■ **PROBLEM TO WORK ON**
Leave out any picture and return the remaining listing below exactly as given.

---------- DATA SHOWN

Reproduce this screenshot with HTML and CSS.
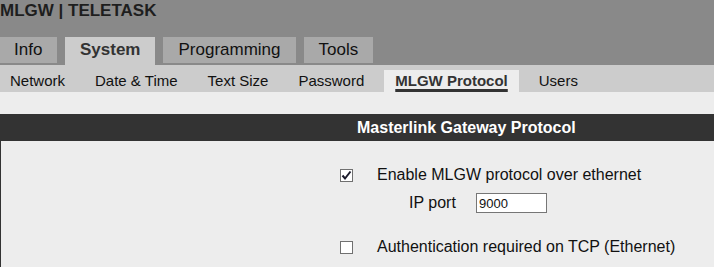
FILE: index.html
```html
<!DOCTYPE html>
<html lang="en">
<head>
    <meta charset="UTF-8">
    <meta name="viewport" content="width=device-width, initial-scale=1.0">
    <title>MLGW | TELETASK</title>
    <link rel="stylesheet" href="styles.css">
</head>
<body>
    <header class="top">
        <div class="brand">MLGW | TELETASK</div>
        <nav class="tabs">
            <a class="tab tab-first" href="#">Info</a>
            <a class="tab active" href="#">System</a>
            <a class="tab" href="#">Programming</a>
            <a class="tab" href="#">Tools</a>
        </nav>
    </header>

    <nav class="subnav">
        <a class="sub-item" href="#">Network</a>
        <a class="sub-item" href="#">Date &amp; Time</a>
        <a class="sub-item" href="#">Text Size</a>
        <a class="sub-item" href="#">Password</a>
        <a class="sub-item active" href="#"><span>MLGW Protocol</span></a>
        <a class="sub-item" href="#">Users</a>
    </nav>

    <main class="page">
        <section class="panel">
            <h2 class="panel-title">Masterlink Gateway Protocol</h2>
            <div class="panel-body">
                <label class="opt">
                    <span class="box">
                        <svg width="11" height="11" viewBox="0 0 11 11">
                            <path d="M1.5 5.5 L4 8.5 L9.5 1.5" fill="none" stroke="#1a1a2a" stroke-width="2"/>
                        </svg>
                    </span>
                    <span class="opt-text">Enable MLGW protocol over ethernet</span>
                </label>
                <div class="port-row">
                    <span class="port-label">IP port</span>
                    <input class="port-input" type="text" value="9000">
                </div>
                <label class="opt opt-last">
                    <span class="box"></span>
                    <span class="opt-text">Authentication required on TCP (Ethernet)</span>
                </label>
            </div>
        </section>
    </main>
</body>
</html>
```

FILE: styles.css
```css
* {
    margin: 0;
    padding: 0;
    box-sizing: border-box;
}

body {
    background: #ededed;
    color: #111;
    font-family: "Liberation Sans", Arial, sans-serif;
    width: 714px;
    height: 267px;
    overflow: hidden;
}

a {
    color: inherit;
    text-decoration: none;
}

.top {
    background: #898989;
    height: 65px;
}

.brand {
    font-size: 17px;
    font-weight: bold;
    line-height: 22px;
    color: #1e1e1e;
}

.tabs {
    display: flex;
    align-items: flex-start;
    gap: 8px;
    margin-top: 15px;
}

.tab {
    display: block;
    height: 26px;
    line-height: 26px;
    padding: 0 15px;
    font-size: 17px;
    background: #a9a9a9;
    color: #111;
}

.tab-first {
    padding: 0 14px 0 14px;
    width: 57px;
}

.tab.active {
    height: 28px;
    background: #cccccc;
    font-weight: bold;
    color: #333;
}

.subnav {
    display: flex;
    gap: 10px;
    background: #cccccc;
    height: 27px;
    padding-top: 5px;
}

.sub-item {
    display: block;
    height: 22px;
    line-height: 22px;
    padding: 0 10px;
    font-size: 15px;
    color: #111;
}

.sub-item.active {
    background: #ededed;
    height: 23px;
    padding: 0 11px;
    font-weight: bold;
    color: #333;
}

.sub-item.active span {
    text-decoration: underline;
    text-decoration-thickness: 3px;
    text-underline-offset: 3px;
}

.page {
    padding-top: 22px;
}

.panel-title {
    background: #333333;
    color: #ffffff;
    font-size: 16px;
    font-weight: bold;
    height: 27px;
    line-height: 27px;
    padding-left: 357px;
}

.panel-body {
    border-left: 1px solid #333333;
    padding: 24px 0 20px 339px;
}

.opt {
    display: flex;
    align-items: center;
    height: 20px;
    font-size: 16px;
    line-height: 20px;
}

.opt-last {
    margin-top: 24px;
}

.box {
    width: 13px;
    height: 13px;
    border: 1px solid #707070;
    background: #ffffff;
    display: flex;
    align-items: center;
    justify-content: center;
    margin-right: 24px;
}

.opt-text {
    color: #111;
}

.port-row {
    display: flex;
    align-items: center;
    height: 20px;
    margin-top: 8px;
    padding-left: 69px;
    font-size: 16px;
}

.port-label {
    width: 67px;
}

.port-input {
    width: 71px;
    height: 20px;
    border: 1px solid #767676;
    background: #ffffff;
    font-family: "Liberation Sans", Arial, sans-serif;
    font-size: 13px;
    padding: 0 2px;
    color: #111;
}
```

--------------------

■ **ANSWER**
Reproduce this screenshot with HTML and CSS.
FILE: index.html
```html
<!DOCTYPE html>
<html lang="en">
<head>
    <meta charset="UTF-8">
    <meta name="viewport" content="width=device-width, initial-scale=1.0">
    <title>MLGW | TELETASK</title>
    <link rel="stylesheet" href="styles.css">
</head>
<body>
    <header class="top">
        <div class="brand">MLGW | TELETASK</div>
        <nav class="tabs">
            <a class="tab tab-first" href="#">Info</a>
            <a class="tab active" href="#">System</a>
            <a class="tab" href="#">Programming</a>
            <a class="tab" href="#">Tools</a>
        </nav>
    </header>

    <nav class="subnav">
        <a class="sub-item" href="#">Network</a>
        <a class="sub-item" href="#">Date &amp; Time</a>
        <a class="sub-item" href="#">Text Size</a>
        <a class="sub-item" href="#">Password</a>
        <a class="sub-item active" href="#"><span>MLGW Protocol</span></a>
        <a class="sub-item" href="#">Users</a>
    </nav>

    <main class="page">
        <section class="panel">
            <h2 class="panel-title">Masterlink Gateway Protocol</h2>
            <div class="panel-body">
                <label class="opt">
                    <span class="box">
                        <svg width="11" height="11" viewBox="0 0 11 11">
                            <path d="M1.5 5.5 L4 8.5 L9.5 1.5" fill="none" stroke="#1a1a2a" stroke-width="2"/>
                        </svg>
                    </span>
                    <span class="opt-text">Enable MLGW protocol over ethernet</span>
                </label>
                <div class="port-row">
                    <span class="port-label">IP port</span>
                    <input class="port-input" type="text" value="9000">
                </div>
                <label class="opt opt-last">
                    <span class="box"></span>
                    <span class="opt-text">Authentication required on TCP (Ethernet)</span>
                </label>
            </div>
        </section>
    </main>
</body>
</html>
```

FILE: styles.css
```css
* {
    margin: 0;
    padding: 0;
    box-sizing: border-box;
}

body {
    background: #ededed;
    color: #111;
    font-family: "Liberation Sans", Arial, sans-serif;
    width: 714px;
    height: 267px;
    overflow: hidden;
}

a {
    color: inherit;
    text-decoration: none;
}

.top {
    background: #898989;
    height: 65px;
}

.brand {
    font-size: 17px;
    font-weight: bold;
    line-height: 22px;
    color: #1e1e1e;
}

.tabs {
    display: flex;
    align-items: flex-start;
    gap: 8px;
    margin-top: 15px;
}

.tab {
    display: block;
    height: 26px;
    line-height: 26px;
    padding: 0 15px;
    font-size: 17px;
    background: #a9a9a9;
    color: #111;
}

.tab-first {
    padding: 0 14px 0 14px;
    width: 57px;
}

.tab.active {
    height: 28px;
    background: #cccccc;
    font-weight: bold;
    color: #333;
}

.subnav {
    display: flex;
    gap: 10px;
    background: #cccccc;
    height: 27px;
    padding-top: 5px;
}

.sub-item {
    display: block;
    height: 22px;
    line-height: 22px;
    padding: 0 10px;
    font-size: 15px;
    color: #111;
}

.sub-item.active {
    background: #ededed;
    height: 23px;
    padding: 0 11px;
    font-weight: bold;
    color: #333;
}

.sub-item.active span {
    text-decoration: underline;
    text-decoration-thickness: 3px;
    text-underline-offset: 3px;
}

.page {
    padding-top: 22px;
}

.panel-title {
    background: #333333;
    color: #ffffff;
    font-size: 16px;
    font-weight: bold;
    height: 27px;
    line-height: 27px;
    padding-left: 357px;
}

.panel-body {
    border-left: 1px solid #333333;
    padding: 24px 0 20px 339px;
}

.opt {
    display: flex;
    align-items: center;
    height: 20px;
    font-size: 16px;
    line-height: 20px;
}

.opt-last {
    margin-top: 24px;
}

.box {
    width: 13px;
    height: 13px;
    border: 1px solid #707070;
    background: #ffffff;
    display: flex;
    align-items: center;
    justify-content: center;
    margin-right: 24px;
}

.opt-text {
    color: #111;
}

.port-row {
    display: flex;
    align-items: center;
    height: 20px;
    margin-top: 8px;
    padding-left: 69px;
    font-size: 16px;
}

.port-label {
    width: 67px;
}

.port-input {
    width: 71px;
    height: 20px;
    border: 1px solid #767676;
    background: #ffffff;
    font-family: "Liberation Sans", Arial, sans-serif;
    font-size: 13px;
    padding: 0 2px;
    color: #111;
}
```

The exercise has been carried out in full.